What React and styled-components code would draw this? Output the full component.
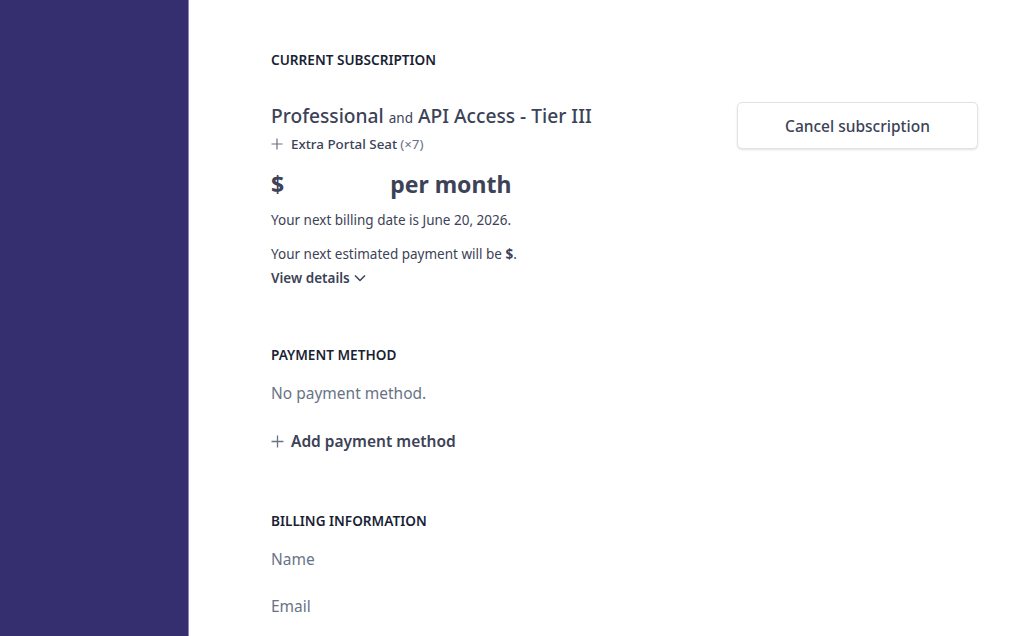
import React from "react";
import styled, { createGlobalStyle } from "styled-components";

const Global = createGlobalStyle`
  html, body { margin: 0; padding: 0; background: #fff; }
  body { font-family: "Noto Sans", "Open Sans", sans-serif; -webkit-font-smoothing: antialiased; }
  * { box-sizing: border-box; }
`;

const Layout = styled.div`
  display: flex;
  height: 636px;
  overflow: hidden;
`;

const Sidebar = styled.aside`
  width: 189px;
  flex-shrink: 0;
  background: #352f6f;
  border-right: 1px solid #8b86b8;
`;

const Main = styled.main`
  flex: 1;
  padding: 50px 46px 0 82px;
  color: #3c4257;
`;

const Section = styled.section`
  margin-bottom: ${(p) => p.$gap || 0}px;
`;

const Label = styled.h2`
  margin: 0;
  font-size: 13.6px;
  font-weight: 600;
  line-height: 20px;
  color: #1a1f36;
  letter-spacing: 0;
`;

const SubRow = styled.div`
  display: flex;
  justify-content: space-between;
  align-items: flex-start;
  margin-top: 32px;
`;

const PlanTitle = styled.div`
  font-size: 19.2px;
  font-weight: 500;
  line-height: 28px;
  color: #3c4257;
`;

const Small = styled.span`
  font-size: 13.5px;
  font-weight: 400;
`;

const Addon = styled.div`
  display: flex;
  align-items: center;
  gap: 8px;
  margin-top: 3px;
  font-size: 13.4px;
  font-weight: 500;
  line-height: 18px;
  color: #3c4257;
`;

const Qty = styled.span`
  color: #697386;
  font-weight: 400;
  margin-left: -5px;
`;

const Price = styled.div`
  margin-top: 15px;
  font-size: 23px;
  font-weight: 700;
  line-height: 32px;
  color: #3c4257;
  display: flex;
`;

const Blank = styled.span`
  display: inline-block;
  width: 106px;
`;

const Body = styled.p`
  margin: ${(p) => p.$mt || 0}px 0 0;
  font-size: 13.5px;
  line-height: 20px;
  color: #3c4257;
`;

const Strong = styled.strong`
  font-weight: 700;
`;

const LinkButton = styled.button`
  margin-top: 4px;
  padding: 0;
  border: 0;
  background: none;
  display: flex;
  align-items: center;
  gap: 4px;
  font-family: inherit;
  font-size: 13.5px;
  font-weight: 600;
  line-height: 20px;
  color: #3c4257;
  cursor: pointer;
`;

const CancelButton = styled.button`
  width: 241px;
  height: 47px;
  background: #fff;
  border: 1px solid #e0e3e9;
  border-radius: 5px;
  box-shadow: 0 1px 2px rgba(60, 66, 87, 0.16);
  font-family: inherit;
  font-size: 15.5px;
  font-weight: 500;
  color: #3c4257;
  cursor: pointer;
`;

const Muted = styled.p`
  margin: ${(p) => p.$mt || 0}px 0 0;
  font-size: 15.5px;
  line-height: 24px;
  color: #697386;
`;

const AddButton = styled.button`
  margin-top: 24px;
  padding: 0;
  border: 0;
  background: none;
  display: flex;
  align-items: center;
  gap: 7px;
  font-family: inherit;
  font-size: 15.5px;
  font-weight: 600;
  line-height: 24px;
  color: #3c4257;
`;

const Plus = ({ size = 12 }) => (
  <svg width={size} height={size} viewBox="0 0 12 12" fill="none" stroke="#697386" strokeWidth="1.2">
    <path d="M6 0.5v11M0.5 6h11" />
  </svg>
);

const Chevron = () => (
  <svg width="12" height="8" viewBox="0 0 12 8" fill="none" stroke="#3c4257" strokeWidth="1.5">
    <path d="M1 1.5l5 5 5-5" />
  </svg>
);

export default function App() {
  return (
    <>
      <Global />
      <Layout>
        <Sidebar />
        <Main>
          <Section $gap={57}>
            <Label>CURRENT SUBSCRIPTION</Label>
            <SubRow>
              <div>
                <PlanTitle>
                  Professional <Small>and</Small> API Access - Tier III
                </PlanTitle>
                <Addon>
                  <Plus size={12} />
                  <span>Extra Portal Seat</span>
                  <Qty>(×7)</Qty>
                </Addon>
                <Price>
                  <span>$</span>
                  <Blank />
                  <span>per month</span>
                </Price>
                <Body $mt={10}>Your next billing date is June 20, 2026.</Body>
                <Body $mt={14}>
                  Your next estimated payment will be <Strong>$</Strong>.
                </Body>
                <LinkButton>
                  View details <Chevron />
                </LinkButton>
              </div>
              <CancelButton>Cancel subscription</CancelButton>
            </SubRow>
          </Section>
          <Section $gap={58}>
            <Label>PAYMENT METHOD</Label>
            <Muted $mt={16}>No payment method.</Muted>
            <AddButton>
              <Plus size={13} />
              Add payment method
            </AddButton>
          </Section>
          <Section>
            <Label>BILLING INFORMATION</Label>
            <Muted $mt={16}>Name</Muted>
            <Muted $mt={23}>Email</Muted>
          </Section>
        </Main>
      </Layout>
    </>
  );
}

--- --- ---

### [THE EXERCISE]
Restate the listing above word for word, and skip the pictures.

### [EXPECTED ANSWER]
What React and styled-components code would draw this? Output the full component.
import React from "react";
import styled, { createGlobalStyle } from "styled-components";

const Global = createGlobalStyle`
  html, body { margin: 0; padding: 0; background: #fff; }
  body { font-family: "Noto Sans", "Open Sans", sans-serif; -webkit-font-smoothing: antialiased; }
  * { box-sizing: border-box; }
`;

const Layout = styled.div`
  display: flex;
  height: 636px;
  overflow: hidden;
`;

const Sidebar = styled.aside`
  width: 189px;
  flex-shrink: 0;
  background: #352f6f;
  border-right: 1px solid #8b86b8;
`;

const Main = styled.main`
  flex: 1;
  padding: 50px 46px 0 82px;
  color: #3c4257;
`;

const Section = styled.section`
  margin-bottom: ${(p) => p.$gap || 0}px;
`;

const Label = styled.h2`
  margin: 0;
  font-size: 13.6px;
  font-weight: 600;
  line-height: 20px;
  color: #1a1f36;
  letter-spacing: 0;
`;

const SubRow = styled.div`
  display: flex;
  justify-content: space-between;
  align-items: flex-start;
  margin-top: 32px;
`;

const PlanTitle = styled.div`
  font-size: 19.2px;
  font-weight: 500;
  line-height: 28px;
  color: #3c4257;
`;

const Small = styled.span`
  font-size: 13.5px;
  font-weight: 400;
`;

const Addon = styled.div`
  display: flex;
  align-items: center;
  gap: 8px;
  margin-top: 3px;
  font-size: 13.4px;
  font-weight: 500;
  line-height: 18px;
  color: #3c4257;
`;

const Qty = styled.span`
  color: #697386;
  font-weight: 400;
  margin-left: -5px;
`;

const Price = styled.div`
  margin-top: 15px;
  font-size: 23px;
  font-weight: 700;
  line-height: 32px;
  color: #3c4257;
  display: flex;
`;

const Blank = styled.span`
  display: inline-block;
  width: 106px;
`;

const Body = styled.p`
  margin: ${(p) => p.$mt || 0}px 0 0;
  font-size: 13.5px;
  line-height: 20px;
  color: #3c4257;
`;

const Strong = styled.strong`
  font-weight: 700;
`;

const LinkButton = styled.button`
  margin-top: 4px;
  padding: 0;
  border: 0;
  background: none;
  display: flex;
  align-items: center;
  gap: 4px;
  font-family: inherit;
  font-size: 13.5px;
  font-weight: 600;
  line-height: 20px;
  color: #3c4257;
  cursor: pointer;
`;

const CancelButton = styled.button`
  width: 241px;
  height: 47px;
  background: #fff;
  border: 1px solid #e0e3e9;
  border-radius: 5px;
  box-shadow: 0 1px 2px rgba(60, 66, 87, 0.16);
  font-family: inherit;
  font-size: 15.5px;
  font-weight: 500;
  color: #3c4257;
  cursor: pointer;
`;

const Muted = styled.p`
  margin: ${(p) => p.$mt || 0}px 0 0;
  font-size: 15.5px;
  line-height: 24px;
  color: #697386;
`;

const AddButton = styled.button`
  margin-top: 24px;
  padding: 0;
  border: 0;
  background: none;
  display: flex;
  align-items: center;
  gap: 7px;
  font-family: inherit;
  font-size: 15.5px;
  font-weight: 600;
  line-height: 24px;
  color: #3c4257;
`;

const Plus = ({ size = 12 }) => (
  <svg width={size} height={size} viewBox="0 0 12 12" fill="none" stroke="#697386" strokeWidth="1.2">
    <path d="M6 0.5v11M0.5 6h11" />
  </svg>
);

const Chevron = () => (
  <svg width="12" height="8" viewBox="0 0 12 8" fill="none" stroke="#3c4257" strokeWidth="1.5">
    <path d="M1 1.5l5 5 5-5" />
  </svg>
);

export default function App() {
  return (
    <>
      <Global />
      <Layout>
        <Sidebar />
        <Main>
          <Section $gap={57}>
            <Label>CURRENT SUBSCRIPTION</Label>
            <SubRow>
              <div>
                <PlanTitle>
                  Professional <Small>and</Small> API Access - Tier III
                </PlanTitle>
                <Addon>
                  <Plus size={12} />
                  <span>Extra Portal Seat</span>
                  <Qty>(×7)</Qty>
                </Addon>
                <Price>
                  <span>$</span>
                  <Blank />
                  <span>per month</span>
                </Price>
                <Body $mt={10}>Your next billing date is June 20, 2026.</Body>
                <Body $mt={14}>
                  Your next estimated payment will be <Strong>$</Strong>.
                </Body>
                <LinkButton>
                  View details <Chevron />
                </LinkButton>
              </div>
              <CancelButton>Cancel subscription</CancelButton>
            </SubRow>
          </Section>
          <Section $gap={58}>
            <Label>PAYMENT METHOD</Label>
            <Muted $mt={16}>No payment method.</Muted>
            <AddButton>
              <Plus size={13} />
              Add payment method
            </AddButton>
          </Section>
          <Section>
            <Label>BILLING INFORMATION</Label>
            <Muted $mt={16}>Name</Muted>
            <Muted $mt={23}>Email</Muted>
          </Section>
        </Main>
      </Layout>
    </>
  );
}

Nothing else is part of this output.